Pasquino, il collaboratore che sta facendo tremare la ’ndrangheta in Piemonte
«Ho deciso di intraprendere questo cammino e di collaborare con la giustizia perché le persone di cui mi fidavo mi hanno abbandonato. La domanda di asilo che ho presentato qui in Brasile è stata fatta anche per delle discussioni che ho avuto con gli Assisi per ragioni legate ai carichi di droga».
Brasile, 28 novembre 2023. Vincenzo Pasquino, il delfino degli Assisi arrestato nel maggio 2021 assieme alla primula rossa Rocco Morabito (all’epoca numero due dei latitanti dopo Messina Denaro) sceglie di vuotare il sacco. Gli investigatori sono volati da lui, pronti ad ascoltare la sua confessione. «Io sono stato condannato in un processo torinese che si chiama Cerbero per associazione di tipo mafioso e droga. Dei carichi di cui sono accusato ammetto l’addebito, per tutti».
Ed è così che, per altri due giorni di fila e poi in diversi interrogatori fino a maggio 2024, Pasquino snocciolerà dettagli, numeri, luoghi e nomi. «Il primo carico erano 440 chili di cocaina, sono andati a Malaga, ma la destinazione finale era Livorno. Lì è stato sequestrato dalla guardia di Finanza. Per questo carico mi ha chiamato Manuele, un italiano di Roma che vive in Brasile».
Pasquino racconterà anche della sua affiliazione: «Io sono stato affiliato nel 2011 a Brandizzo presso la carrozzeria dove Domenico Alvaro era in semilibertà. Lì mi hanno dato la dote di picciotto. Domenico Alvaro aveva la dote di padrino della famiglia dei Carni i Cani, figlio di Carmine u Cupertuni, Michelangelo Versaci aveva invece la dote di picciotto e Vittorio Raso quella di santa. Quando sono stato affiliato operavo con gli Alvaro che avevano locale a Sinopoli ma si appoggiavano alla locale di Chivasso all’epoca comandata da Pasquale Trunfio».

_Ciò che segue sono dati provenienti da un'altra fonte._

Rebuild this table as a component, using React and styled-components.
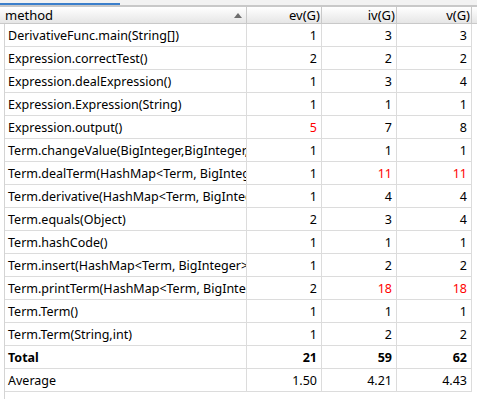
import styled, { createGlobalStyle } from 'styled-components';

const GlobalStyle = createGlobalStyle`
  *, *::before, *::after {
    box-sizing: border-box;
  }
  html, body {
    margin: 0;
    padding: 0;
    background: #ffffff;
  }
  body {
    font-family: "Noto Sans", "Liberation Sans", sans-serif;
    font-size: 12.5px;
    color: #000000;
  }
`;

const Frame = styled.div`
  width: 477px;
  height: 399px;
  display: flex;
  flex-direction: column;
  overflow: hidden;
  background: #ffffff;
`;

const TopStrip = styled.div`
  height: 7px;
  display: flex;
  flex-direction: column;
  background: #f2f2f2;
`;

const Progress = styled.div`
  margin-top: 3px;
  height: 2px;
  width: 120px;
  background: #3b7fcb;
`;

const TopLine = styled.div`
  height: 2px;
  background: #c8c8c8;
`;

const Header = styled.div`
  height: 17px;
  display: flex;
  padding-left: 4px;
  border-bottom: 1px solid #c9c9c9;
  background: linear-gradient(#ffffff, #f1f1f1 55%, #e6e6e6);
`;

const HeadCell = styled.div`
  width: ${(p) => p.$w}px;
  display: flex;
  align-items: center;
  justify-content: ${(p) => (p.$num ? 'flex-end' : 'space-between')};
  padding: 0 1px;
  border-right: 1px solid #c9c9c9;
  font-size: 13px;
  line-height: 16px;
`;

const SortArrow = styled.span`
  width: 0;
  height: 0;
  margin-right: 3px;
  border-left: 4px solid transparent;
  border-right: 4px solid transparent;
  border-bottom: 5px solid #6e6e6e;
`;

const Body = styled.div`
  flex: 1;
  margin-left: 4px;
  border-left: 1px solid #d4d4d4;
`;

const Row = styled.div`
  display: grid;
  grid-template-columns: 242px 75px 75px 75px;
  height: 23px;
`;

const Cell = styled.div`
  display: flex;
  align-items: center;
  justify-content: ${(p) => (p.$num ? 'flex-end' : 'flex-start')};
  padding: ${(p) => (p.$num ? '0 4px 0 0' : '0 0 0 3px')};
  border-right: 1px solid #dcdcdc;
  border-bottom: 1px solid #dcdcdc;
  white-space: nowrap;
  overflow: hidden;
  color: ${(p) => (p.$hot ? '#ff0000' : '#000000')};
  font-weight: ${(p) => (p.$bold ? 700 : 400)};
`;

const rows = [
  ['DerivativeFunc.main(String[])', 1, 3, 3],
  ['Expression.correctTest()', 2, 2, 2],
  ['Expression.dealExpression()', 1, 3, 4],
  ['Expression.Expression(String)', 1, 1, 1],
  ['Expression.output()', 5, 7, 8],
  ['Term.changeValue(BigInteger,BigInteger,BigInteger)', 1, 1, 1],
  ['Term.dealTerm(HashMap<Term, BigInteger>)', 1, 11, 11],
  ['Term.derivative(HashMap<Term, BigInteger>)', 1, 4, 4],
  ['Term.equals(Object)', 2, 3, 4],
  ['Term.hashCode()', 1, 1, 1],
  ['Term.insert(HashMap<Term, BigInteger>)', 1, 2, 2],
  ['Term.printTerm(HashMap<Term, BigInteger>)', 2, 18, 18],
  ['Term.Term()', 1, 1, 1],
  ['Term.Term(String,int)', 1, 2, 2],
];

// thresholds used by the metrics view: ev > 3, iv/v > 10 are flagged
const isHot = (i, v) => (i === 0 ? v > 3 : v > 10);

export default function App() {
  return (
    <>
      <GlobalStyle />
      <Frame>
        <TopStrip>
          <Progress />
          <TopLine />
        </TopStrip>
        <Header>
          <HeadCell $w={243}>
            method
            <SortArrow />
          </HeadCell>
          <HeadCell $w={75} $num>ev(G)</HeadCell>
          <HeadCell $w={75} $num>iv(G)</HeadCell>
          <HeadCell $w={75} $num>v(G)</HeadCell>
        </Header>
        <Body>
          {rows.map(([name, ...vals]) => (
            <Row key={name}>
              <Cell>{name}</Cell>
              {vals.map((v, i) => (
                <Cell key={i} $num $hot={isHot(i, v)}>
                  {v}
                </Cell>
              ))}
            </Row>
          ))}
          <Row>
            <Cell $bold>Total</Cell>
            <Cell $num $bold>21</Cell>
            <Cell $num $bold>59</Cell>
            <Cell $num $bold>62</Cell>
          </Row>
          <Row>
            <Cell>Average</Cell>
            <Cell $num>1.50</Cell>
            <Cell $num>4.21</Cell>
            <Cell $num>4.43</Cell>
          </Row>
        </Body>
      </Frame>
    </>
  );
}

L’esordio fu «con Vittorio Raso, nei carichi di hashish dalla Spagna». E poi, subito l’upgrade con gli Assisi, i big del narcotraffico internazionale. «Iniziai a lavorare nel 2014, uscito dal carcere, facendo i carichi dalla Spagna verso Roma. Dato che lavoravo forte, Michelangelo Versaci mi propose di lavorare con gli Assisi, nel 2015. Accettai, gestivo per loro l’hashish» confessa. Poi l’arrivo in Brasile: «Ci sono andato perchè c’erano stati problemi per dei carichi tra gli Assisi e Pino Grillo e Rocco Barbaro “u Castano” padre di Francesco detto Salsiccia. Patrick diceva che loro avevano rubato un carico perché dopo sei mesi avevano detto che la merce era brutta e quindi non l’avevano pagata. Si fecero diverse riunioni a Platì».
Nelle sue dichiarazioni Pasquino è preciso. Un fiume in piena. Molti dettagli sono già conosciuti dagli inquirenti, che hanno anche la decriptazione delle conversazioni e dei messaggi audio che gli indagati si sono scambiati negli anni. «Antonio Agresta era capo locale di Volpiano fino al 2016, quando la locale fu chiusa all’atto dell’uscita di Peppe u Sparitu».
E poi ammette di aver preso il ruolo degli Assisi: «Io sono subentrato nella posizione di Michael Assisi quando venne arrestato nel maggio 2017. Prendo il ruolo ad agosto: Patrick mi ha proposto di stare con lui in Brasile per fare da tramite. E quando sono tornato in Calabria nell’ottobre 2017 mi è stato chiesto di tornare perché la droga non arrivava a Gioia Tauro.
Quindi sono tornato in Brasile e abbiamo organizzato un carico da 50 chili di cocaina dal porto di Santos. Patrick aveva incaricato due ragazzi di Praia Grande, due sommozzatori, di fissare le borse con la cocaina alla griglia che si trova accanto alla chiglia. Ma loro utilizzarono due borse fosforescenti e quindi sono stati notati dalla polizia che ha sequestrato il carico. Da quel momento non sono andato più via dal Brasile».